To put it in perspective, here's a chart measuring power usage of an 1090T(both overclocked and not) and factory OC'd Radeon HD5870. Remember, the _stock_ 5870's TDP is 82W higher than the GTS 450.


















Keep in mind, this is also measuring power usage from the rest of the system. Add about 30W or so to compensate for fans going full blast, another 10W or so for a loaded mechanical hard drive, you've got the whole system.


That said, your 750W will give room to upgrade just about anything you want.


----------



## Drenlin (Dec 13, 2010)

*Re: Gaming PC*

And the editing limit strikes again...I meant to add this:



-WOLF- said:


> this.
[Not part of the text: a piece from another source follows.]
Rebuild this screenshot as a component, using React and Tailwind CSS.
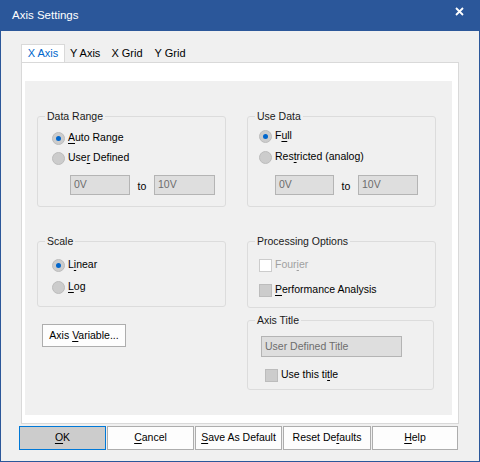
import React from 'react';

const font = { fontFamily: '"Liberation Sans", Arial, sans-serif' };

// label with one underlined access key
function Mn({ text, at }) {
    return (
        <span>
            {text.slice(0, at)}
            <span className="underline underline-offset-[2px] decoration-[1px]">{text[at]}</span>
            {text.slice(at + 1)}
        </span>
    );
}

function Radio({ checked, text, at }) {
    return (
        <div className="flex h-[16px] items-center gap-[3px]">
            <span className="flex h-[13px] w-[13px] items-center justify-center rounded-full border border-[#bcbcbc] bg-[#cccccc]">
                {checked && <span className="h-[5px] w-[5px] rounded-full bg-[#0066cc]"></span>}
            </span>
            <Mn text={text} at={at} />
        </div>
    );
}

function Check({ text, at, disabled }) {
    return (
        <div className={`flex h-[16px] items-center gap-[3px] ${disabled ? 'text-[#a0a0a0]' : 'text-black'}`}>
            <span className={`h-[13px] w-[13px] border ${disabled ? 'border-[#cccccc] bg-white' : 'border-[#bcbcbc] bg-[#cccccc]'}`}></span>
            <Mn text={text} at={at} />
        </div>
    );
}

// group box: caption sits over the top border
function Group({ title, className, children }) {
    return (
        <div className={`relative rounded-[3px] border border-[#dcdcdc] ${className}`}>
            <span className="absolute left-[7px] top-[-7px] bg-[#f0f0f0] px-[2px] leading-[13px] text-[#1a1a1a]">{title}</span>
            {children}
        </div>
    );
}

function Field({ value, w }) {
    return (
        <div className={`flex h-[20px] items-center border border-[#b4b4b4] bg-[#dedede] pl-[3px] text-[#6d6d6d] ${w}`}>
            {value}
        </div>
    );
}

function Btn({ text, at, primary, w }) {
    return (
        <button
            className={`flex h-[24px] items-center justify-center border ${w} ${primary ? 'border-[#0078d7] bg-[#cccccc]' : 'border-[#adadad] bg-[#fdfdfd]'}`}
        >
            <Mn text={text} at={at} />
        </button>
    );
}

export default function App() {
    return (
        <div className="flex h-[462px] w-[480px] flex-col bg-[#2b579a] px-[1px] pb-[1px] text-[10.5px] text-black" style={font}>
            {/* title bar */}
            <div className="flex h-[31px] items-center justify-between pl-[11px] pr-[15px] text-[11.5px] text-white">
                <span>Axis Settings</span>
                <svg width="9" height="9" viewBox="0 0 9 9" className="mt-[-8px]">
                    <path d="M1 1 L8 8 M8 1 L1 8" stroke="white" strokeWidth="1.8" />
                </svg>
            </div>

            <div className="flex flex-1 flex-col bg-[#f0f0f0]">
                {/* tabs */}
                <div className="mt-[13px] flex h-[18px] pl-[20px] text-[11px]">
                    <div className="flex w-[44px] items-center justify-center border border-b-0 border-[#d9d9d9] bg-white text-[#0066cc]">X Axis</div>
                    <div className="flex items-center px-[5px]">Y Axis</div>
                    <div className="flex items-center px-[6px]">X Grid</div>
                    <div className="flex items-center px-[6px]">Y Grid</div>
                </div>

                {/* tab page */}
                <div className="ml-[20px] flex h-[362px] w-[438px] border border-[#d9d9d9] bg-white pb-[8px] pl-[3px] pr-[6px] pt-[18px]">
                    <div className="flex flex-1 gap-[21px] bg-[#f0f0f0] pl-[12px] pt-[35px]">
                        {/* left column */}
                        <div className="flex w-[189px] flex-col">
                            <Group title="Data Range" className="pb-[11px] pl-[14px] pt-[13px]">
                                <div className="flex flex-col gap-[4px]">
                                    <Radio checked text="Auto Range" at={0} />
                                    <Radio text="User Defined" at={3} />
                                </div>
                                <div className="ml-[18px] mt-[9px] flex items-center">
                                    <Field value="0V" w="w-[60px]" />
                                    <span className="w-[24px] pt-[3px] text-center">to</span>
                                    <Field value="10V" w="w-[61px]" />
                                </div>
                            </Group>

                            <Group title="Scale" className="mt-[34px] pb-[11px] pl-[14px] pt-[15px]">
                                <div className="flex flex-col gap-[6px]">
                                    <Radio checked text="Linear" at={1} />
                                    <Radio text="Log" at={0} />
                                </div>
                            </Group>

                            <button className="ml-[5px] mt-[17px] flex h-[23px] w-[84px] items-center justify-center border border-[#adadad] bg-[#fdfdfd]">
                                <Mn text="Axis Variable..." at={5} />
                            </button>
                        </div>

                        {/* right column */}
                        <div className="flex w-[189px] flex-col">
                            <Group title="Use Data" className="pb-[11px] pl-[11px] pt-[11px]">
                                <div className="flex flex-col gap-[5px]">
                                    <Radio checked text="Full" at={1} />
                                    <Radio text="Restricted (analog)" at={3} />
                                </div>
                                <div className="ml-[16px] mt-[10px] flex items-center">
                                    <Field value="0V" w="w-[59px]" />
                                    <span className="w-[24px] pt-[3px] text-center">to</span>
                                    <Field value="10V" w="w-[60px]" />
                                </div>
                            </Group>

                            <Group title="Processing Options" className="mt-[34px] pb-[9px] pl-[11px] pt-[15px]">
                                <div className="flex flex-col gap-[9px]">
                                    <Check disabled text="Fourier" at={4} />
                                    <Check text="Performance Analysis" at={0} />
                                </div>
                            </Group>

                            <Group title="Axis Title" className="mt-[12px] w-[187px] pb-[6px] pl-[13px] pt-[15px]">
                                <div className="flex h-[21px] w-[141px] items-center border border-[#b4b4b4] bg-[#dedede] pl-[3px] text-[#6d6d6d]">
                                    User Defined Title
                                </div>
                                <div className="ml-[4px] mt-[10px]">
                                    <Check text="Use this title" at={11} />
                                </div>
                            </Group>
                        </div>
                    </div>
                </div>

                {/* dialog buttons */}
                <div className="mt-[2px] flex gap-[1px] pl-[18px]">
                    <Btn primary text="OK" at={0} w="w-[87px]" />
                    <Btn text="Cancel" at={0} w="w-[87px]" />
                    <Btn text="Save As Default" at={0} w="w-[87px]" />
                    <Btn text="Reset Defaults" at={8} w="w-[88px]" />
                    <Btn text="Help" at={0} w="w-[86px]" />
                </div>
            </div>
        </div>
    );
}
PC Power and Cooling is the best brand for PSUs, they're so good they underrate what they can perform. So buying this is cheaper and you get the same quality (if not more) than something more powerful.


PC power and cooling WAS good. The old Seasonic and Win-Tact built units were excellent. However, PCP&C got bought out. The Silencer MK. II units are almost the exact same thing as OCZ's Z-series units, but a tad worse *and* more expensive. They're on the same Sirfa-built platform as OCZ's Z-series, but OCZ(who now owns PCP&C) has modified it, and on some models the now have to have an extra capacitor hand-soldered to the back of the PCB just for the ripple to stay in spec, which is a clumsy and failure-prone solution.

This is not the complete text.